**INFORMATION SHOWN:**
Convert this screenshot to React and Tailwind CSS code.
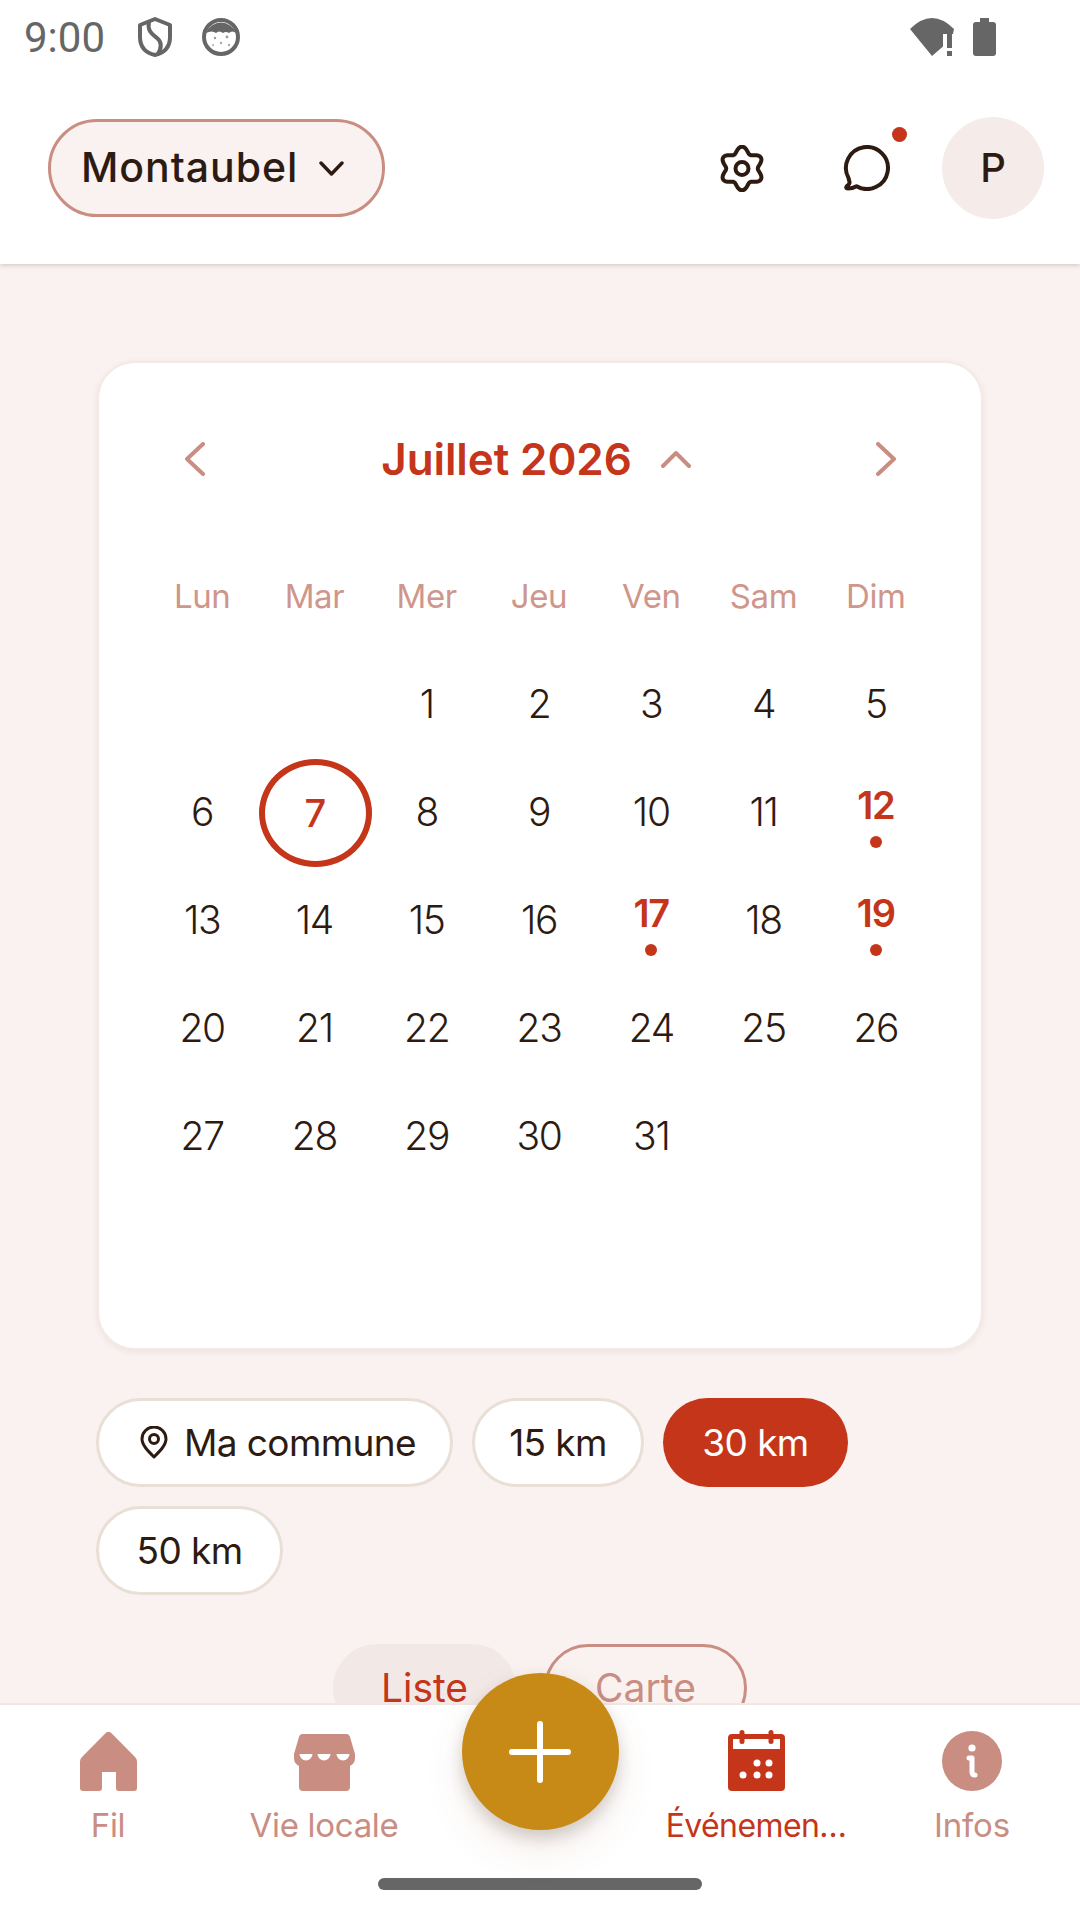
import React from "react";

const gearPath = (() => {
  const pts = [];
  for (let i = 0; i <= 180; i++) {
    const t = (i / 180) * Math.PI * 2;
    const r = 18.8 + 3 * Math.cos(6 * t);
    const x = 23 + r * Math.sin(t);
    const y = 23.5 - r * Math.cos(t);
    pts.push(`${i === 0 ? "M" : "L"}${x.toFixed(2)} ${y.toFixed(2)}`);
  }
  return pts.join("") + "Z";
})();

const weeks = [
  ["", "", 1, 2, 3, 4, 5],
  [6, 7, 8, 9, 10, 11, 12],
  [13, 14, 15, 16, 17, 18, 19],
  [20, 21, 22, 23, 24, 25, 26],
  [27, 28, 29, 30, 31, "", ""],
];
const events = [12, 17, 19];
const wd = ["Lun", "Mar", "Mer", "Jeu", "Ven", "Sam", "Dim"];

function Day({ d }) {
  if (d === "") return <div className="h-[108px]" />;
  if (d === 7)
    return (
      <div className="h-[108px] flex items-center justify-center">
        <div className="ml-[2px] shrink-0 w-[113px] h-[108px] rounded-[50%] border-[6px] border-[#c4351a] flex items-center justify-center text-[38px] font-medium text-[#c4351a]">7</div>
      </div>
    );
  if (events.includes(d))
    return (
      <div className="h-[108px] flex flex-col items-center justify-center pt-[4px]">
        <div className="h-[46px] leading-[46px] text-[38px] font-semibold text-[#c4351a] tracking-[-1.2px]">{d}</div>
        <div className="mt-[8px] w-[12px] h-[12px] rounded-full bg-[#c4351a]" />
      </div>
    );
  return (
    <div className="h-[108px] pb-[1px] flex items-center justify-center text-[39px] font-light text-[#2d1b12] tracking-[-1.3px]">{d}</div>
  );
}

function Chip({ children, active, className }) {
  return (
    <div
      className={
        (active
          ? "h-[89px] rounded-full bg-[#c4351a] text-white flex items-center text-[37px] tracking-[-0.6px] "
          : "h-[89px] rounded-full bg-white border-[3px] border-[#e9dfd6] text-[#2d1b12] flex items-center text-[37px] tracking-[-0.6px] ") + className
      }
    >
      {children}
    </div>
  );
}

function NavItem({ icon, label, color, size }) {
  return (
    <div className="w-[216px] flex flex-col items-center">
      <div className="h-[62px] flex items-end">{icon}</div>
      <div className={"leading-[40px] whitespace-nowrap " + color + " " + size}>{label}</div>
    </div>
  );
}

export default function App() {
  return (
    <div className="relative w-[1080px] h-[1920px] overflow-hidden flex flex-col bg-[#faf2f0] [font-family:Inter,sans-serif]">
      {/* Header */}
      <div className="relative z-10 bg-white h-[264px] shrink-0 shadow-[0_2px_4px_rgba(60,30,20,0.16)]">
        <div className="h-[72px] flex items-center justify-between pl-[24px] pr-[84px] pt-[2px]">
          <div className="flex items-center">
            <span className="text-[42px] text-[#666666] [font-family:Roboto,sans-serif]">9:00</span>
            <svg className="ml-[33px]" width="34" height="40" viewBox="0 0 34 40" fill="none" stroke="#666" strokeWidth="4" strokeLinejoin="round">
              <path d="M17 2 L32 8 V20 C32 30 26 36 17 38 C8 36 2 30 2 20 V8Z" />
              <path d="M11 5 C9 14 14 17 19 21 C24 25 24 30 20 37" />
            </svg>
            <svg className="ml-[30px]" width="38" height="38" viewBox="0 0 38 38">
              <circle cx="19" cy="19" r="17" fill="none" stroke="#666" strokeWidth="4" />
              <path d="M4 15 A16 16 0 0 1 34 15 Q30 12 27 15 Q24 13 21 15 Q17 12 14 15 Q10 12 4 15Z" fill="#666" />
              <circle cx="13" cy="20" r="1.2" fill="#999" /><circle cx="25" cy="19" r="1.4" fill="#a98" />
              <circle cx="19" cy="25" r="1.2" fill="#aaa" /><circle cx="11" cy="27" r="1" fill="#aaa" />
              <circle cx="27" cy="27" r="1.2" fill="#aaa" />
            </svg>
          </div>
          <div className="flex items-center">
            <svg width="44" height="38" viewBox="0 0 44 38">
              <path d="M0 11 Q22 -11 44 11 L43 16 H33 V28.5 L22 38Z" fill="#666" />
              <rect x="37" y="16" width="5" height="14" fill="#666" />
              <rect x="37" y="33" width="5" height="5" fill="#666" />
            </svg>
            <svg className="ml-[19px]" width="23" height="38" viewBox="0 0 23 38">
              <path d="M7 0H16V4H20a3 3 0 0 1 3 3V35a3 3 0 0 1-3 3H3a3 3 0 0 1-3-3V7a3 3 0 0 1 3-3H7Z" fill="#666" />
            </svg>
          </div>
        </div>
        <div className="h-[192px] flex items-center pl-[48px] pr-[36px]">
          <div className="h-[98px] w-[337px] rounded-full bg-[#faf2f0] border-[3px] border-[#c98d82] flex items-center pl-[30px]">
            <span className="text-[41px] font-medium text-[#2d1b12] tracking-[0.95px]">Montaubel</span>
            <svg className="ml-[21px]" width="25" height="15" viewBox="0 0 25 15" fill="none" stroke="#2d1b12" strokeWidth="3.4" strokeLinecap="round" strokeLinejoin="round">
              <path d="M2 2 L12.5 13 L23 2" />
            </svg>
          </div>
          <div className="flex-1" />
          <svg className="mr-[78px]" width="46" height="47" viewBox="0 0 46 47" fill="none" stroke="#2d1b12" strokeWidth="4">
            <path d={gearPath} strokeLinejoin="round" />
            <circle cx="23" cy="23.5" r="6.5" />
          </svg>
          <div className="relative mr-[51px]">
            <svg className="block" width="48" height="46" viewBox="0 0 48 46" fill="none" stroke="#2d1b12" strokeWidth="4" strokeLinejoin="round">
              <path d="M13.5 41.2 A21 21 0 1 0 5.5 33 L6.5 37 Q7 39 4 41 Q2 43.5 5 43.5 Q9.5 43.5 13.5 41.2Z" />
            </svg>
            <div className="absolute w-[15px] h-[15px] rounded-full bg-[#c4351a] left-[49px] top-[-18px]" />
          </div>
          <div className="w-[102px] h-[102px] rounded-full bg-[#f5ecea] flex items-center justify-center text-[40px] font-medium text-[#2d1b12]">P</div>
        </div>
      </div>

      {/* Content */}
      <div className="flex-1 min-h-0 overflow-hidden pt-[97px] pl-[96px] pr-[97px]">
        <div className="ml-[1px] w-[886px] h-[989px] bg-white rounded-[38px] border-[2px] border-[#f3e9e6] shadow-[0_2px_6px_rgba(90,50,30,0.08)] pl-[47px] pr-[49px] pt-[42px]">
          <div className="h-[108px] flex items-center justify-between">
            <div className="w-[98px] flex justify-center">
              <svg width="20" height="34" viewBox="0 0 20 34" fill="none" stroke="#c98d82" strokeWidth="4" strokeLinecap="round" strokeLinejoin="round">
                <path d="M18 2 L2 17 L18 32" />
              </svg>
            </div>
            <div className="flex items-center mr-[9px]">
              <span className="text-[44px] font-semibold text-[#c4351a] tracking-[-0.1px]">Juillet 2026</span>
              <svg className="ml-[29px]" width="30" height="18" viewBox="0 0 30 18" fill="none" stroke="#c98d82" strokeWidth="4" strokeLinecap="round" strokeLinejoin="round">
                <path d="M2 16 L15 3 L28 16" />
              </svg>
            </div>
            <div className="w-[98px] -mr-[3px] flex justify-center">
              <svg width="20" height="34" viewBox="0 0 20 34" fill="none" stroke="#c98d82" strokeWidth="4" strokeLinecap="round" strokeLinejoin="round">
                <path d="M2 2 L18 17 L2 32" />
              </svg>
            </div>
          </div>
          <div className="mt-[30px] grid grid-cols-7">
            {wd.map((w) => (
              <div key={w} className="h-[108px] flex items-center justify-center text-[33px] text-[#cf968b] tracking-[-0.4px]">{w}</div>
            ))}
            {weeks.flat().map((d, i) => (
              <Day key={i} d={d} />
            ))}
          </div>
        </div>

        <div className="mt-[48px] flex flex-wrap gap-x-[19px] gap-y-[19px] w-[860px]">
          <Chip className="w-[357px] pl-[41px]">
            <svg className="mr-[16px] shrink-0" width="28" height="33" viewBox="0 0 28 33" fill="none" stroke="#2d1b12" strokeWidth="3">
              <path d="M14 31 C8 25 2 19 2 13 A12 12 0 0 1 26 13 C26 19 20 25 14 31Z" strokeLinejoin="round" />
              <circle cx="14" cy="13" r="4.5" />
            </svg>
            Ma commune
          </Chip>
          <Chip className="w-[172px] justify-center">15 km</Chip>
          <Chip active className="w-[185px] justify-center">30 km</Chip>
          <Chip className="w-[187px] justify-center">50 km</Chip>
        </div>

        <div className="mt-[49px] flex justify-center items-start gap-[28px] w-[888px]">
          <div className="w-[183px] h-[88px] rounded-full bg-[#f2e9e6] flex items-center justify-center text-[39px] text-[#c4351a]">Liste</div>
          <div className="w-[203px] h-[88px] rounded-full border-[3px] border-[#c98d82] flex items-center justify-center text-[39px] text-[#c98d82]">Carte</div>
        </div>
      </div>

      {/* Bottom nav */}
      <div className="relative z-10 h-[217px] shrink-0 bg-white border-t-[2px] border-[#f1e7e3] flex items-start pt-[24px]">
        <NavItem
          color="text-[#c98d82]"
          size="mt-[14px] text-[33px] tracking-[-0.4px]"
          label="Fil"
          icon={
            <svg width="57" height="59" viewBox="0 0 57 59">
              <path fill="#c98d82" d="M25.5 1.2a4 4 0 0 1 6 0L55 25a6 6 0 0 1 2 4.5V56a3 3 0 0 1-3 3H39a3 3 0 0 1-3-3V40H22v16a3 3 0 0 1-3 3H3a3 3 0 0 1-3-3V29.5A6 6 0 0 1 2 25Z" />
            </svg>
          }
        />
        <NavItem
          color="text-[#c98d82]"
          size="mt-[14px] text-[33px] tracking-[-0.3px]"
          label="Vie locale"
          icon={
            <svg width="61" height="57" viewBox="0 0 61 57">
              <path fill="#c98d82" d="M9 0H52a4 4 0 0 1 4 3L61 20v4a9 9 0 0 1-5 8V53a4 4 0 0 1-4 4H9a4 4 0 0 1-4-4V32a9 9 0 0 1-5-8V20L5 3a4 4 0 0 1 4-3Z" />
              <path fill="#fff" d="M5.5 20h13a6.5 6.5 0 0 1-13 0ZM23.5 20h13a6.5 6.5 0 0 1-13 0ZM42.5 20h13a6.5 6.5 0 0 1-13 0Z" />
            </svg>
          }
        />
        <div className="w-[216px]" />
        <NavItem
          color="text-[#c4351a]"
          size="mt-[15px] text-[32px] tracking-[-0.6px]"
          label="Événemen…"
          icon={
            <svg width="57" height="61" viewBox="0 0 57 61">
              <rect x="0" y="4" width="57" height="57" rx="4" fill="#c4351a" />
              <rect x="5" y="9" width="47" height="10" fill="#fff" />
              <rect x="11.5" y="0" width="5" height="14" rx="2.5" fill="#c4351a" />
              <rect x="40.5" y="0" width="5" height="14" rx="2.5" fill="#c4351a" />
              <g fill="#fff">
                <circle cx="29" cy="33" r="3.5" /><circle cx="41" cy="33" r="3.5" />
                <circle cx="15" cy="45" r="3.5" /><circle cx="29" cy="45" r="3.5" /><circle cx="41" cy="45" r="3.5" />
              </g>
            </svg>
          }
        />
        <NavItem
          color="text-[#c98d82]"
          size="mt-[14px] text-[33px] tracking-[-0.2px]"
          label="Infos"
          icon={
            <svg width="60" height="60" viewBox="0 0 60 60">
              <circle cx="30" cy="30" r="30" fill="#c98d82" />
              <circle cx="30" cy="17" r="3.6" fill="#fff" />
              <path d="M27 27h3v14q0 3 3 3" fill="none" stroke="#fff" strokeWidth="5" strokeLinecap="round" strokeLinejoin="round" />
            </svg>
          }
        />
        <div className="absolute left-[378px] top-[173px] w-[324px] h-[12px] rounded-full bg-[#666666]" />
      </div>

      {/* FAB */}
      <div className="absolute z-20 left-[462px] top-[1673px] w-[157px] h-[157px] rounded-full bg-[#c88a16] shadow-[0_8px_16px_rgba(60,40,20,0.2),0_20px_40px_rgba(160,90,60,0.1)] flex items-center justify-center">
        <svg className="mr-[2px]" width="62" height="62" viewBox="0 0 62 62" fill="none" stroke="#fff" strokeWidth="6" strokeLinecap="round">
          <path d="M31 3V59M3 31H59" />
        </svg>
      </div>
    </div>
  );
}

**INSTRUCTIONS TO FOLLOW:** Up to and including the line containing "import React from", repeat every line from the start of the data, but none of the pictures.

**RESPONSE TO THE TASK:**
Convert this screenshot to React and Tailwind CSS code.
import React from "react";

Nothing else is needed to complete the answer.